There is grief that is stirred when a loved one dies; people seem to somewhat get this type of grief, though even it can be gaslit away by well-meaning people who just want things to go back to normal.
There is no normal when grief moves in. There is the possibility of moving forward—of forever carrying the place inside of us where that loss lives—there’s no going back.
I have a client who, two years ago, lost her mother. They were close; they lived together, worked together, were enmeshed in each other’s daily lives. My client is still grieving. Friends and family tell her frequently to “just focus on the good times.” And that’s just it—in grief, it is the joy that is missed. The absence of this joy we’re asked to remember is the cause of the waves of sadness, anger, or elation that can overtake us at any moment.
My client weeps daily over her mother. In the absence of her physical presence, she has come to also understand her mother’s shortcomings and neuroses, and see how those affected her developmentally. She has come to a place where she not only grieves the absence of her mother, but what her mother was not able to give her. As an adult, she is just now learning about boundaries and healthy relationship dynamics—things her mother did not have the skills to model.
She grieves. She heals. She grows.
We need to learn to grieve and grieve well. For in the absence of our ability to grieve, neuroses flourish. It takes tremendous effort to bury our pain. When covered up, that energy gets twisted and distorted and becomes neurotic. But this very same energy can be liberated for healing and creativity. We need only feel to heal.
But wait! Grief is not exclusively for widows and widowers, for people who have lost a parent or—God forbid—a child. Grief is for wounded warriors, woken by battle nightmares. Grief is for phantom limbs, and itches that cannot be scratched, for the places inside where winter winds howl incessantly, even on the brightest summer days.
No! Grief is for everybody. It is for everywhere, and all the time.
This is the problem: we have relegated grief to funeral homes, coffins, and Hallmark condolence cards that attempt to politely apply comforting words to weeping wounds of absence.
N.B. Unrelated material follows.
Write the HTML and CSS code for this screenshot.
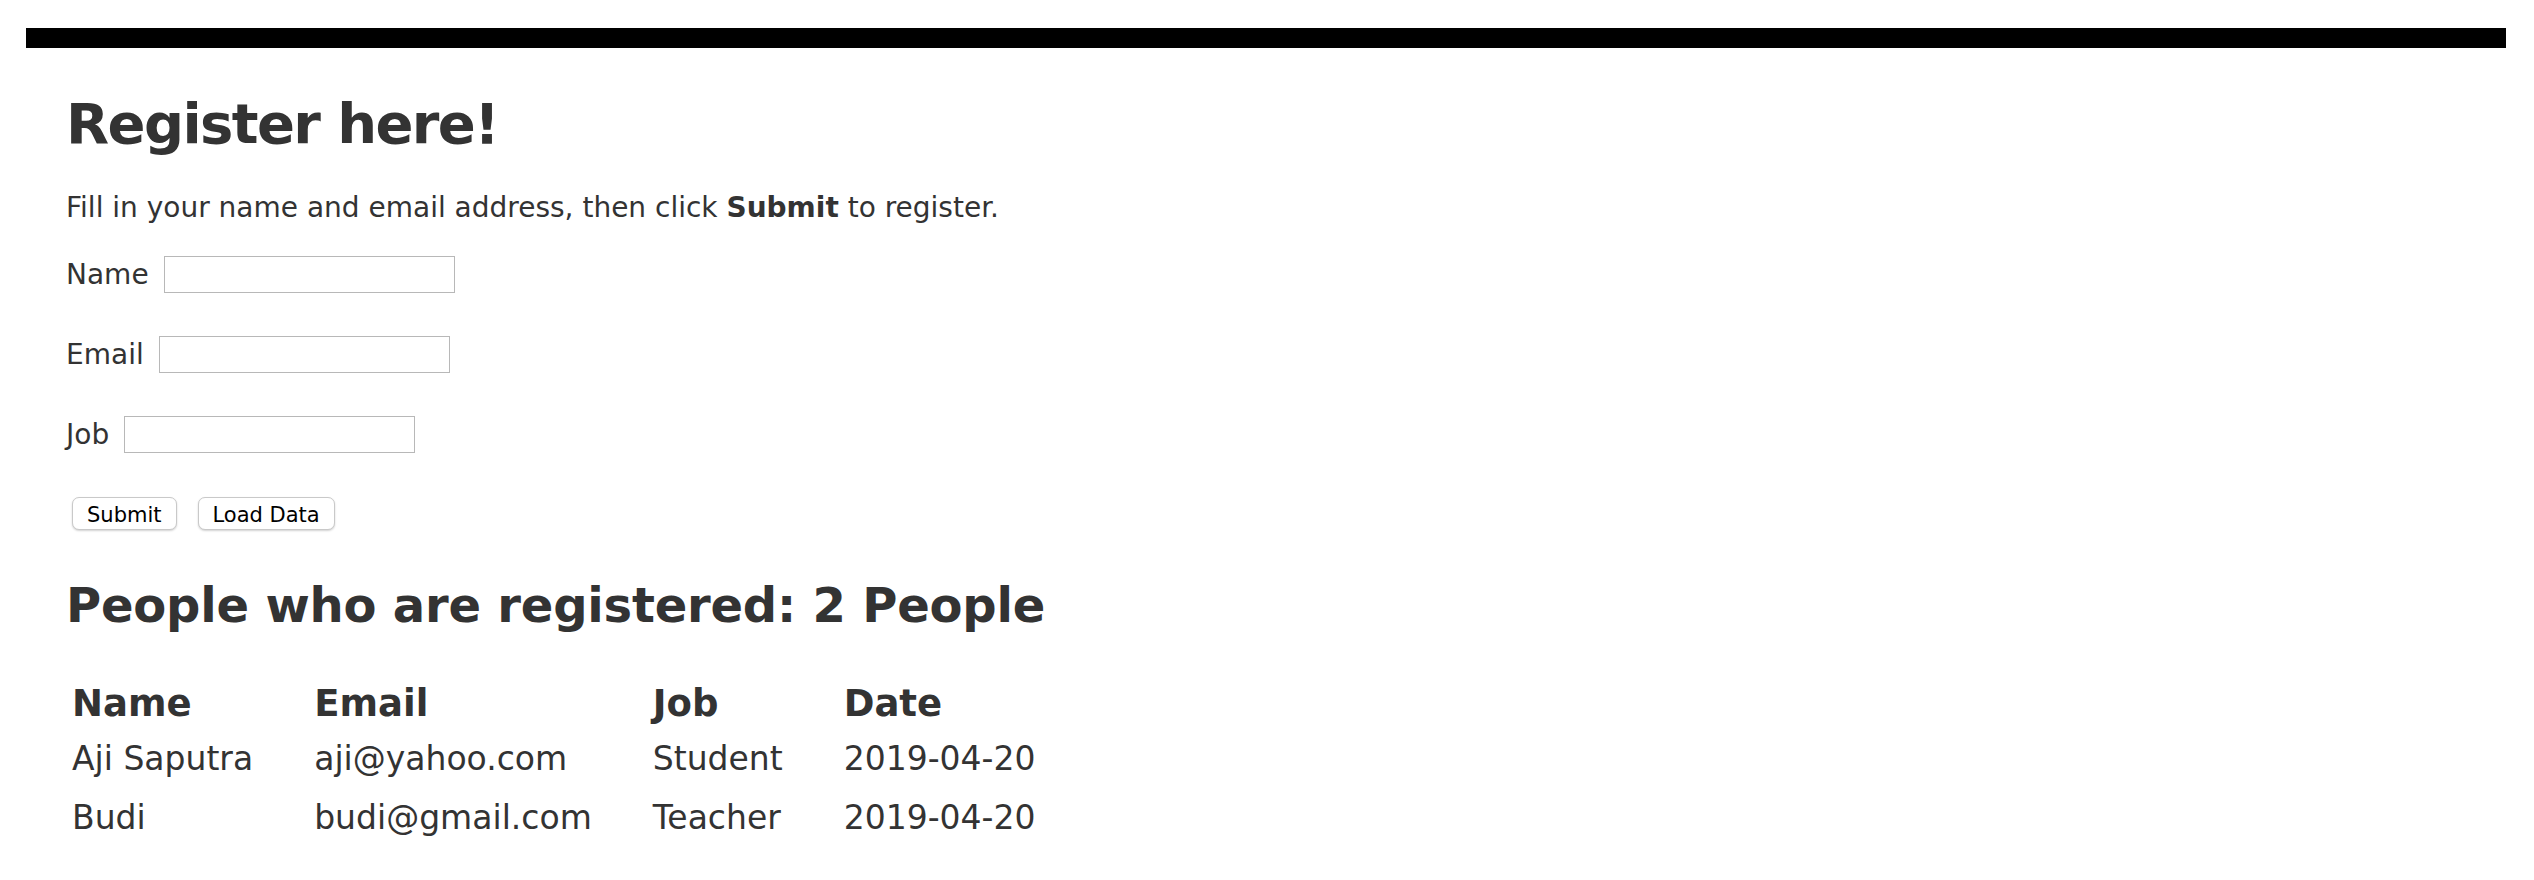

But absence takes on many forms. There is grief that hails from divorce or separation. People seem to have limited patience and compassion for this type of grief. However, it is not uncommon for well meaning phrases like, “You’re better off without” to creep into conversations sooner than is beneficial to a person in the grip of loss.
When I ended my own 10-year relationship, I knew we would be healthier outside of the dynamic we had created together. But it still hurt like hell. After I had finally gotten all my stuff packed up from the home we had shared, I woke early one morning in panic. Momentarily not knowing where I was, I dug his flannel out of my bag and clutched it as I howled over my coffee cup, spattering my leather-bound journal pages with fresh tears.
It hurt. Correction: I hurt. In my bones I hurt.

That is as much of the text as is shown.